Toujours dans l’optique de s’enrichir et de se cultiver, “Shaun le Mouton” est aussi l’occasion de parler de cinéma et des techniques d’animation propres à l’œuvre. Le Stop-Motion est désormais un concept clair dans la tête de notre complice, une pierre de plus à sa cinéphilie qui pourrait d’ailleurs parfaitement se décliner à l’aide de quelques Lego et d’un appareil photo pour ceux qui souhaitent pousser plus loin l’expérience. Le résultat de ce savoir-faire et de l’aspect pâte-à-modeler propre aux personnages de Nick Park (on se rappelle tous “Wallace & Gromit”), c’est une identité visuelle complètement unique qui séduit encore totalement le jeune public d’aujourd’hui. Shaun et son nouvel ami extraterrestre sont incroyablement attachants, même uniquement à l’œil.
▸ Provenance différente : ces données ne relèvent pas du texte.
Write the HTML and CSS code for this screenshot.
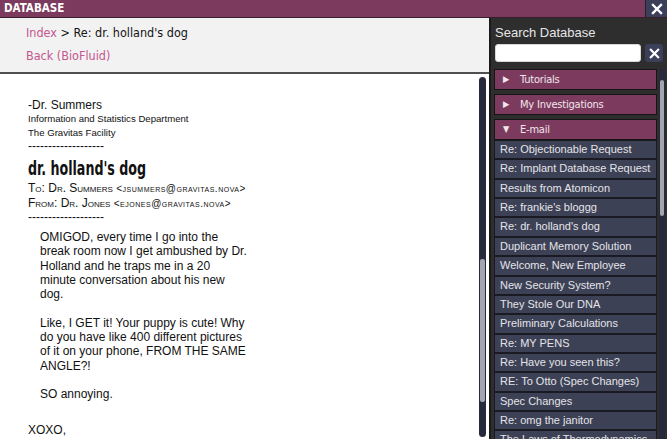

Tsuyu est apparue plus fermée à la patte sonore du film: il n’y a pas de dialogue dans l’univers de Shaun tout le monde s’exprime par des onomatopés un peu farfelus. Si notre jeune reporter en herbe n’est absolument pas réticente au cinéma muet, c’est le manque de variété dans les sonorités qui l’a légèrement braquée. Pas de quoi contrarier ce qui reste un plébiscite total dans le cœur de notre spécialiste jeunesse, du haut de ses 8 ans.
La note de Tsuyu:
Ce qu’on aime le plus chez Shaun le Mouton, c’est cette capacité à rassembler tous les âges autour de lui. Ce nouveau film ne fait pas exception et son humour remporte tous les suffrages.